I suspect the accuracy would increase as the dataset gets bigger. The more data there is to train the algorithm, the more effective it would be in predicting Spam or Ham.
email_classifier2 <- naiveBayes(email_train, email_raw_train$spam, laplace = 1)
email_test_pred2 <- predict(email_classifier2, email_test)

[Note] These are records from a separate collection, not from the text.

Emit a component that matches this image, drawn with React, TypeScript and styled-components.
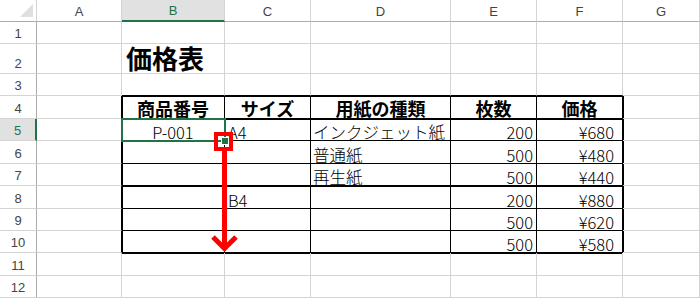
import React from "react";
import styled, { createGlobalStyle } from "styled-components";

const GRID = "#d4d4d4";
const HEAD_LINE = "#ababab";
const GREEN = "#217346";
const INK = "#000";

const COLS = ["A", "B", "C", "D", "E", "F", "G"];
const COL_WIDTHS = [37, 85, 103, 86, 140, 86, 86, 77];
const ROW_HEIGHTS = [22, 22, 30, 22, 23, 22, 23, 22, 23, 22, 22, 23, 22];

type Align = "left" | "center" | "right";
type Kind = "title" | "head" | "data";

interface Entry {
  text: string;
  kind: Kind;
}

// column settings for the price table (index 1 = A)
const COL_ALIGN: Record<number, { align: Align; padL: number; padR: number }> = {
  2: { align: "center", padL: 0, padR: 0 },
  3: { align: "left", padL: 3, padR: 0 },
  4: { align: "left", padL: 2, padR: 0 },
  5: { align: "right", padL: 0, padR: 3 },
  6: { align: "right", padL: 0, padR: 8 },
};

const SHEET: Record<number, Record<number, Entry>> = {
  2: { 2: { text: "価格表", kind: "title" } },
  4: {
    2: { text: "商品番号", kind: "head" },
    3: { text: "サイズ", kind: "head" },
    4: { text: "用紙の種類", kind: "head" },
    5: { text: "枚数", kind: "head" },
    6: { text: "価格", kind: "head" },
  },
  5: {
    2: { text: "P-001", kind: "data" },
    3: { text: "A4", kind: "data" },
    4: { text: "インクジェット紙", kind: "data" },
    5: { text: "200", kind: "data" },
    6: { text: "¥680", kind: "data" },
  },
  6: {
    4: { text: "普通紙", kind: "data" },
    5: { text: "500", kind: "data" },
    6: { text: "¥480", kind: "data" },
  },
  7: {
    4: { text: "再生紙", kind: "data" },
    5: { text: "500", kind: "data" },
    6: { text: "¥440", kind: "data" },
  },
  8: {
    3: { text: "B4", kind: "data" },
    5: { text: "200", kind: "data" },
    6: { text: "¥880", kind: "data" },
  },
  9: {
    5: { text: "500", kind: "data" },
    6: { text: "¥620", kind: "data" },
  },
  10: {
    5: { text: "500", kind: "data" },
    6: { text: "¥580", kind: "data" },
  },
};

const GlobalStyle = createGlobalStyle`
  html, body {
    margin: 0;
    padding: 0;
    background: #fff;
  }
  body {
    font-family: "Noto Sans CJK JP", sans-serif;
    overflow: hidden;
  }
`;

const Sheet = styled.div`
  position: relative;
  display: grid;
  grid-template-columns: ${COL_WIDTHS.map(w => `${w}px`).join(" ")};
  grid-template-rows: ${ROW_HEIGHTS.map(h => `${h}px`).join(" ")};
  width: 700px;
  height: 298px;
  overflow: hidden;
`;

const Corner = styled.div`
  box-sizing: border-box;
  display: flex;
  align-items: flex-end;
  justify-content: flex-end;
  padding: 0 3px 4px 0;
  border-right: 1px solid ${GRID};
  border-bottom: 1px solid ${HEAD_LINE};
`;

const ColHeader = styled.div<{ $selected: boolean }>`
  box-sizing: border-box;
  display: flex;
  align-items: center;
  justify-content: center;
  padding-top: 1px;
  background: ${p => (p.$selected ? "#e1e1e1" : "#fff")};
  color: ${p => (p.$selected ? GREEN : "#444")};
  border-right: 1px solid ${GRID};
  border-bottom: ${p => (p.$selected ? `2px solid ${GREEN}` : `1px solid ${HEAD_LINE}`)};
  font-family: "Liberation Sans", Arial, sans-serif;
  font-size: 13px;
`;

const RowHeader = styled.div<{ $selected: boolean }>`
  box-sizing: border-box;
  display: flex;
  align-items: flex-end;
  justify-content: center;
  padding-bottom: 3px;
  background: ${p => (p.$selected ? "#e1e1e1" : "#fff")};
  color: ${p => (p.$selected ? GREEN : "#444")};
  border-right: ${p => (p.$selected ? `2px solid ${GREEN}` : `1px solid ${HEAD_LINE}`)};
  border-bottom: 1px solid ${GRID};
  font-family: "Liberation Sans", Arial, sans-serif;
  font-size: 13px;
  line-height: 1;
`;

const Cell = styled.div<{
  $right: string;
  $bottom: string;
  $shadow: string;
  $align: Align;
  $padL: number;
  $padR: number;
}>`
  position: relative;
  box-sizing: border-box;
  display: flex;
  align-items: flex-end;
  justify-content: ${p =>
    p.$align === "left" ? "flex-start" : p.$align === "right" ? "flex-end" : "center"};
  padding: 0 ${p => p.$padR}px 0 ${p => p.$padL}px;
  border-right: 1px solid ${p => p.$right};
  border-bottom: 1px solid ${p => p.$bottom};
  box-shadow: ${p => p.$shadow};
  white-space: nowrap;
  min-width: 0;
`;

const Title = styled.span`
  font-size: 26px;
  font-weight: 700;
  line-height: 1;
  padding: 0 0 2px 4px;
  color: #000;
`;

const HeadText = styled.span`
  font-size: 18px;
  font-weight: 700;
  line-height: 1;
  padding-bottom: 1px;
  color: #000;
`;

const DataText = styled.span`
  font-size: 16.5px;
  font-weight: 300;
  line-height: 1;
  color: #000;
`;

const Selection = styled.div`
  position: absolute;
  left: -1px;
  top: -1px;
  right: -2px;
  bottom: -2px;
  border: 2px solid ${GREEN};
  box-sizing: border-box;
  pointer-events: none;
  z-index: 2;
`;

const FillHandle = styled.div`
  position: absolute;
  right: -5px;
  bottom: -5px;
  width: 8px;
  height: 8px;
  box-sizing: border-box;
  background: ${GREEN};
  border: 1px solid #fff;
`;

const Annotation = styled.svg`
  position: absolute;
  left: 0;
  top: 0;
  pointer-events: none;
  z-index: 3;
`;

const TEXT_BY_KIND = { title: Title, head: HeadText, data: DataText };

function cellEdges(r: number, c: number) {
  const tableRow = r >= 4 && r <= 10;
  const tableCol = c >= 2 && c <= 6;
  const bottomInk = tableCol && r >= 3 && r <= 10;
  const rightInk = tableRow && c >= 1 && c <= 6;
  const shadows: string[] = [];
  if (tableCol && [4, 5, 8, 11].includes(r)) shadows.push(`inset 0 1px 0 ${INK}`);
  if (tableRow && (c === 2 || c === 7)) shadows.push(`inset 1px 0 0 ${INK}`);
  return {
    bottom: bottomInk ? INK : GRID,
    right: rightInk ? INK : GRID,
    shadow: shadows.length ? shadows.join(", ") : "none",
  };
}

const SheetCell: React.FC<{ r: number; c: number }> = ({ r, c }) => {
  const entry = SHEET[r]?.[c];
  const edges = cellEdges(r, c);
  const colCfg = COL_ALIGN[c] ?? { align: "left" as Align, padL: 2, padR: 0 };
  const align: Align = entry?.kind === "head" ? "center" : entry?.kind === "title" ? "left" : colCfg.align;
  const Text = entry ? TEXT_BY_KIND[entry.kind] : null;
  const selected = r === 5 && c === 2;

  return (
    <Cell
      $right={edges.right}
      $bottom={edges.bottom}
      $shadow={edges.shadow}
      $align={align}
      $padL={entry?.kind === "data" ? colCfg.padL : 0}
      $padR={entry?.kind === "data" ? colCfg.padR : 0}
    >
      {Text && entry && <Text>{entry.text}</Text>}
      {selected && (
        <Selection>
          <FillHandle />
        </Selection>
      )}
    </Cell>
  );
};

const App: React.FC = () => {
  const rows = ROW_HEIGHTS.map((_, r) => r);

  return (
    <>
      <GlobalStyle />
      <Sheet>
        {rows.map(r =>
          COL_WIDTHS.map((_, c) => {
            if (r === 0 && c === 0)
              return (
                <Corner key="corner">
                  <svg width="13" height="13" viewBox="0 0 13 13">
                    <polygon points="13,0 13,13 0,13" fill="#dfdfdf" />
                  </svg>
                </Corner>
              );
            if (r === 0)
              return (
                <ColHeader key={`h${c}`} $selected={c === 2}>
                  {COLS[c - 1]}
                </ColHeader>
              );
            if (c === 0)
              return (
                <RowHeader key={`r${r}`} $selected={r === 5}>
                  {r}
                </RowHeader>
              );
            return <SheetCell key={`${r}-${c}`} r={r} c={c} />;
          })
        )}
        <Annotation width="700" height="298" viewBox="0 0 700 298">
          <rect
            x="216"
            y="134"
            width="15"
            height="15"
            fill="none"
            stroke="#ff0000"
            strokeWidth="4"
            shapeRendering="crispEdges"
          />
          <line
            x1="224.5"
            y1="151"
            x2="224.5"
            y2="246"
            stroke="#ff0000"
            strokeWidth="5"
            shapeRendering="crispEdges"
          />
          <polyline
            points="213,237 224.5,248.5 236,237"
            fill="none"
            stroke="#ff0000"
            strokeWidth="5"
            strokeLinejoin="miter"
          />
        </Annotation>
      </Sheet>
    </>
  );
};

export default App;
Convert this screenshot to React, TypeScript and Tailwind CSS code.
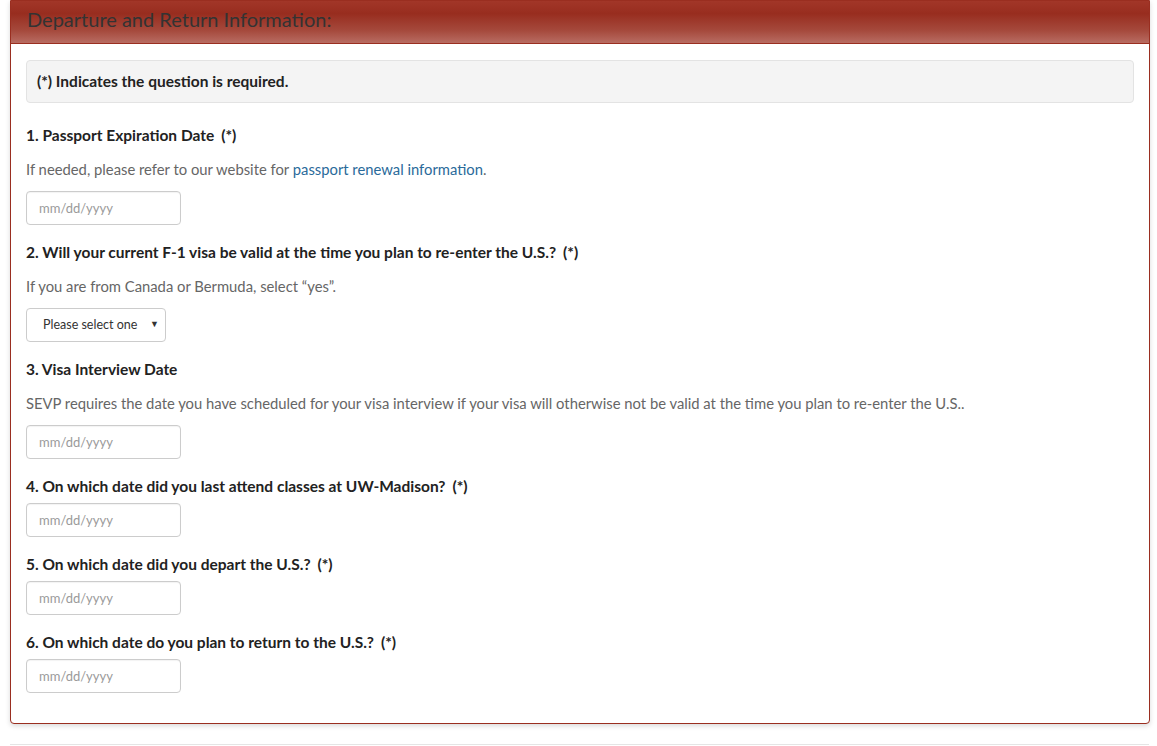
import React from 'react';

const font = { fontFamily: 'Lato, "Open Sans", sans-serif' };

const DateInput = () => (
  <input
    type="text"
    placeholder="mm/dd/yyyy"
    className="block w-[155px] h-[34px] px-[12px] border border-[#cccccc] rounded-[4px] bg-white text-[13px] text-[#555] placeholder:text-[#9a9a9a] shadow-[inset_0_1px_1px_rgba(0,0,0,0.05)] outline-none"
  />
);

const Label = ({ children, required }: { children: React.ReactNode; required?: boolean }) => (
  <label className="block text-[15.5px] leading-[21px] font-bold text-[#222] mb-[6px]">
    {children}
    {required && <span className="ml-[7px]">(*)</span>}
  </label>
);

const Help = ({ children }: { children: React.ReactNode }) => (
  <p className="text-[14.8px] leading-[21px] text-[#666] mt-[13px] mb-[11px]">{children}</p>
);

const App = () => {
  return (
    <div className="bg-white min-h-[746px] pl-[10px] pr-[7px]" style={font}>
      <div className="border border-[#9a2e20] rounded-b-[4px] shadow-[0_2px_5px_rgba(0,0,0,0.15)] bg-white">
        <div className="h-[43px] border-b border-[#9a2e20] bg-[linear-gradient(to_bottom,#a23628_0%,#982d1f_30%,#a5493c_70%,#b86c62_100%)] pl-[16px] flex items-center pb-[7px]">
          <h2 className="text-[20px] font-normal text-[#333] leading-none">
            Departure and Return Information:
          </h2>
        </div>

        <div className="px-[15px] pt-[16px] pb-[30px]">
          <div className="h-[43px] bg-[#f4f4f4] border border-[#e3e3e3] rounded-[4px] flex items-center px-[10px] mb-[22px]">
            <span className="text-[15.5px] font-bold text-[#222]">(*) Indicates the question is required.</span>
          </div>

          <div className="mb-[17px]">
            <Label required>1. Passport Expiration Date</Label>
            <Help>
              If needed, please refer to our website for{' '}
              <a className="text-[#2a6a9a]">passport renewal information</a>.
            </Help>
            <DateInput />
          </div>

          <div className="mb-[17px]">
            <Label required>2. Will your current F-1 visa be valid at the time you plan to re-enter the U.S.?</Label>
            <Help>If you are from Canada or Bermuda, select “yes”.</Help>
            <div className="relative w-[140px] h-[34px]">
              <select className="appearance-none w-full h-full border border-[#cccccc] rounded-[4px] bg-white pl-[16px] text-[12.5px] text-[#333] outline-none">
                <option>Please select one</option>
                <option>Yes</option>
                <option>No</option>
              </select>
              <span className="absolute right-[7px] top-[9px] text-[9px] text-[#333] pointer-events-none">▼</span>
            </div>
          </div>

          <div className="mb-[17px]">
            <Label>3. Visa Interview Date</Label>
            <Help>
              SEVP requires the date you have scheduled for your visa interview if your visa will otherwise not be valid at the time you plan to re-enter the U.S..
            </Help>
            <DateInput />
          </div>

          <div className="mb-[17px]">
            <Label required>4. On which date did you last attend classes at UW-Madison?</Label>
            <DateInput />
          </div>

          <div className="mb-[17px]">
            <Label required>5. On which date did you depart the U.S.?</Label>
            <DateInput />
          </div>

          <div>
            <Label required>6. On which date do you plan to return to the U.S.?</Label>
            <DateInput />
          </div>
        </div>
      </div>
      <hr className="mt-[20px] border-t border-[#e5e5e5] mr-[1px]" />
    </div>
  );
};

export default App;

CrossTable(email_test_pred2, email_raw_test$spam,
prop.chisq = FALSE, prop.t = FALSE, prop.r = FALSE,
dnn = c('predicted', 'actual'))
##
##
## Cell Contents
## |-------------------------|
## | N |
## | N / Col Total |
## |-------------------------|
##
##
## Total Observations in Table: 1053
##
##
## | actual
## predicted | no | yes | Row Total |
## -------------|-----------|-----------|-----------|
## no | 857 | 3 | 860 |
## | 0.971 | 0.018 | |
## -------------|-----------|-----------|-----------|
## yes | 26 | 167 | 193 |
## | 0.029 | 0.982 | |
## -------------|-----------|-----------|-----------|
## Column Total | 883 | 170 | 1053 |
## | 0.839 | 0.161 | |
## -------------|-----------|-----------|-----------|
##
##
As shown in the table only 29/1053 messages were classified incorrectly. This means that the algorithm classified the testing set as spam or ham with approx. 98% accuracy. That’s impressive. To improve the model, one might tamper with the Laplace value, collect more email data, or try splitting the dataset randomly into training and testing.
I suspect the accuracy would increase as the dataset gets bigger. The more data there is to train the algorithm, the more effective it would be in predicting spam or ham.